SERANG, (variabanten.com) – Cinta, dalam bayangan banyak orang, seharusnya jadi ruang pulang yang hangat dan menyelamatkan. Tapi di Kota Serang, cinta justru menjadi tragedi. WP (32) tega menghabisi nyawa istrinya, PS (35), setelah perselingkuhannya terbongkar. Tak hanya itu, ia bahkan menyusun skenario perampokan palsu untuk menutupi kejahatan. Sampai akhirnya, suara anaknya sendiri membongkar semua.
Kisah ini tak berdiri sendiri. Ia adalah bagian dari pola besar yang sedang berlangsung di mana cinta yang salah arah justru jadi pemantik kekerasan.
Data Tak Lagi Diam.
Menurut Catatan Tahunan Komnas Perempuan 2024:
• 445.502 kasus kekerasan terhadap perempuan terjadi sepanjang tahun.
• 330.097 di antaranya adalah kekerasan berbasis gender.
• 67% kasus pembunuhan terhadap perempuan dilakukan oleh suami, pacar, atau mantan.
(Sumber: Komnas Perempuan).
Angka ini bukan sekadar statistik. Ini jeritan yang membeku di balik tembok rumah, yang kadang tak terdengar karena kita terlalu sibuk mengurusi yang lain.
Ketika Emosi Lebih Tajam dari Logika.
Dalam ilmu kriminologi, dikenal istilah teori frustrasi–agresi: ketika seseorang merasa gagal mengelola konflik atau tekanan emosional, ia cenderung melampiaskannya melalui kekerasan. WP, dalam konteks ini, bukan hanya pelaku pembunuhan tapi juga simbol kegagalan sosial dalam mengelola relasi.
Kenapa bisa begini? Karena masyarakat kita masih lebih rajin menghafal rumus ketimbang diajarkan cara mengelola rasa kecewa dan membangun hubungan sehat.
Agama dan Nilai, Pilar yang Dilupakan
Padahal semua agama mengajarkan kasih sayang. Dalam Islam, Nabi Muhammad SAW pernah berkata:
“Sebaik-baik kalian adalah yang paling baik kepada keluarganya.” (HR. Tirmidzi).

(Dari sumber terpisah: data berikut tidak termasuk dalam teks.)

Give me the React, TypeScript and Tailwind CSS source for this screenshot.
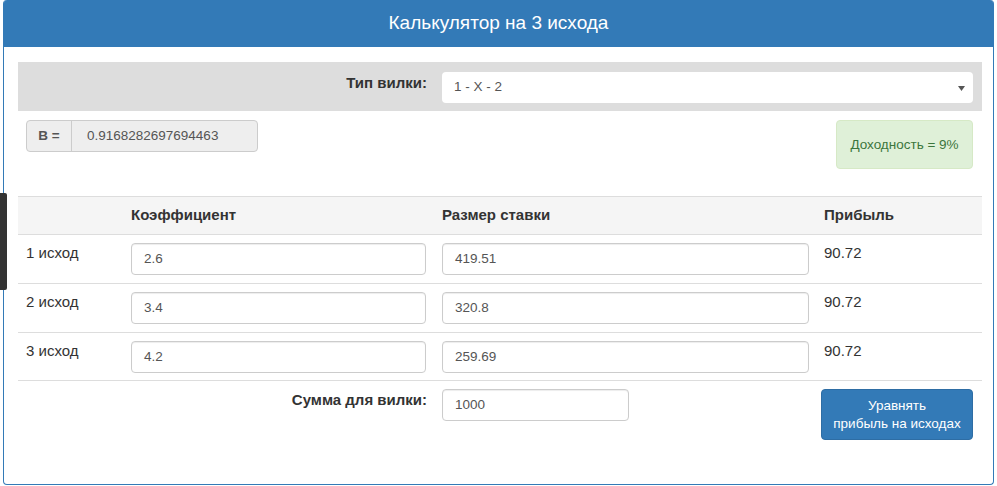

Tapi ajaran ini sering kali tinggal di mimbar. Kita lupa menghidupkannya dalam kehidupan nyata di sekolah, di media sosial, di rumah, bahkan dalam peraturan negara. Agama bukan hanya soal ibadah, tapi juga nilai yang mencegah kekerasan. Jika nilai-nilai itu hidup sejak dini, tindakan represif bisa dicegah.
Hukum yang Terlambat Menyelamatkan.
Setelah PS tewas, barulah hukum datang. WP dijerat Pasal 340 KUHP tentang pembunuhan berencana. Tapi istri yang meninggal tak bisa dihidupkan. Di sinilah masalah besar kita: hukum masih reaktif, belum preventif. Belum ada aturan yang jelas soal kekerasan dalam relasi pacaran, atau dalam hubungan emosional tanpa pernikahan. Negara terlambat, karena menunggu korban dulu baru bergerak.
Lima Solusi untuk Menjaga Cinta Tetap Waras.
1. Revisi UU Penghapusan Kekerasan dalam Rumah Tangga, agar mencakup kekerasan dalam pacaran dan relasi emosional.
2. Masukkan pendidikan cinta sehat dan nilai agama ke kurikulum sekolah.
3. Wajibkan konseling pranikah dan pascaperceraian yang integratif.
4. Kampanye nasional: #CintaTanpaKekerasan.
5. Kolaborasi antara psikolog, tokoh agama, dan penyuluh hukum di tingkat desa.
Karena Cinta yang Benar Tak Pernah Membunuh
Tragedi di Serang adalah alarm. Bahwa cinta, jika tumbuh tanpa nilai dan pengendalian diri, bisa berakhir di meja otopsi. Cinta seharusnya menyelamatkan. Ia bukan alasan untuk membunuh, bukan tempat melampiaskan ego. Cinta yang sehat itu merawat, bukan menindas. Dan cinta yang bertuhan tak akan pernah membenarkan kekerasan.
Sumber:
1. Komnas Perempuan CATAHU 2024 – https://komnasperempuan.go.id
2. Kompas.com – “Wadison Skenariokan Perampokan Usai Bunuh Istri”, 4 Juni 2025
3. Detik.com – “Polisi Bongkar Fakta di Balik Kematian Petry”, 5 Juni 2025
4. Mistar.id – “Anak Bongkar Skenario Ayahnya”, 5 Juni 2025
5. Hadis HR. Tirmidzi tentang akhlak dalam rumah tangga.